(KMOV.com) — The University of Missouri is preparing for the return of collegiate athletics in the coronavirus pandemic—an undertaking which obviously includes a variety of challenges for the road ahead.
Coronavirus wiped out the postseasons for many NCAA winter sports, most notably the NCAA basketball tournament. It tanked virtually the entire spring sports slate, which included baseball and softball. Now, the attention must turn to the fall sports calendar as schools and conferences hope to salvage the upcoming sports schedule—of which college football is a major consideration.
With an eye on the upcoming football season, the Southeastern Conference voted this week to re-open campuses for voluntary workouts as of June 8, an important step in gearing up for a football schedule that would commence in early September.

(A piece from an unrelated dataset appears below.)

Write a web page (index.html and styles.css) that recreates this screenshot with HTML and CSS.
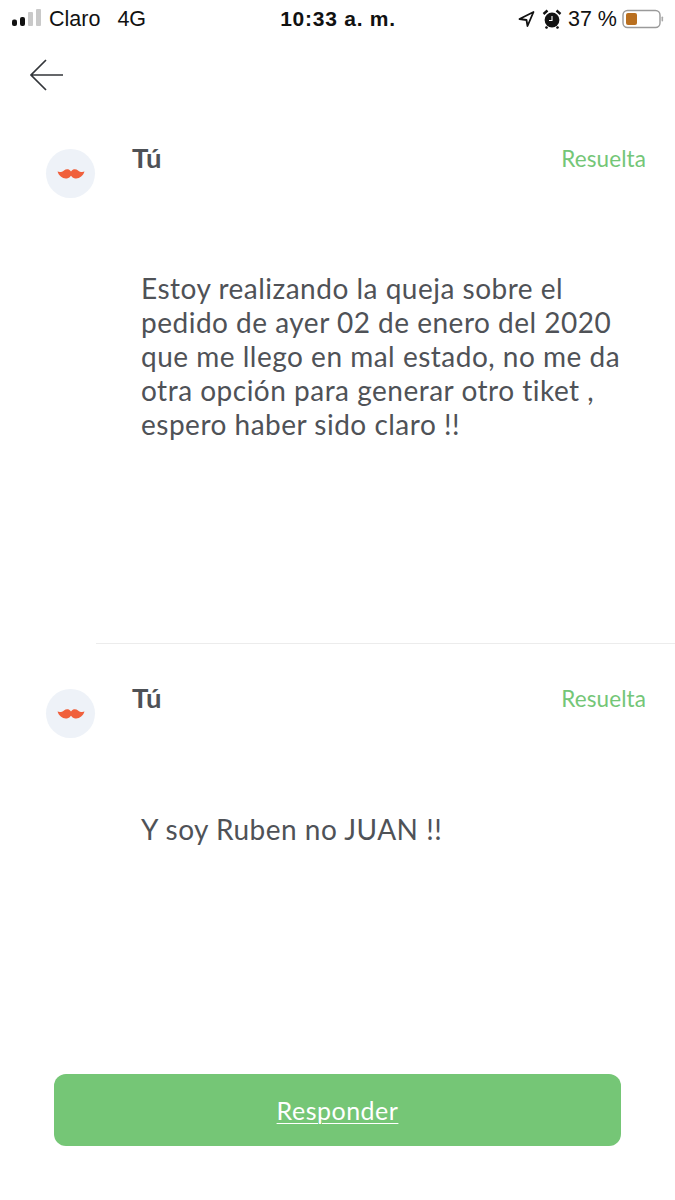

On a radio show with Paul Finebaum Thursday, Mizzou Athletic Director Jim Sterk spoke to the necessity to balance a variety of guidelines and rules from different groups as his school works toward reintegrating various members of the athletics department back onto campus.
"It's first, with our campuses, getting staff and coaches back on campus. That's a comfort level that has to be attained," Sterk said on Finebaum's show. "Then looking at, what is it going to take to bring student athletes back? Does it comply with the county rules that you have, and state rules and the institutional—where are the institutions at? So a lot of layers that the presidents and chancellors will consider."
Sterk referenced the medical task force compiled by the SEC as another group from which the schools are taking cues throughout this process. Each member institution is represented on the task force by medical professionals from its own university.
An interesting note from Sterk during the interview pertained to the strategy his athletic department plans to employ with regard to testing for coronavirus as they work to pull off the upcoming fall sports season. Referencing testing recommendations from the medical professionals with whom his department is consulting, Sterk noted that universal daily testing for everyone that enters their facilities will not be the approach taken by Mizzou athletics, at least not initially.
Sterk said his department will test symptomatic individuals, but will otherwise focus on preventative measures as the top priority.
“We've had advice that the best prevention and the best way to handle this is doing all those preventative measures of testing temperature, keeping things sanitized, making sure that we're screening on a daily basis, wear masks if you can't keep the six-feet separation, making sure the people at risk take extra precautions, all those things to try to prevent," Sterk said. "And then if there are symptoms, then you test.
"So we're not, at this point in time, we're not going to be testing everyone as they come in. We could, if things change and the validity of the tests improve, we might do that. But our experts are saying it's better on the prevention side and then to test and trace from there.”
Mizzou's first home football game is scheduled for September 5 against Central Arkansas.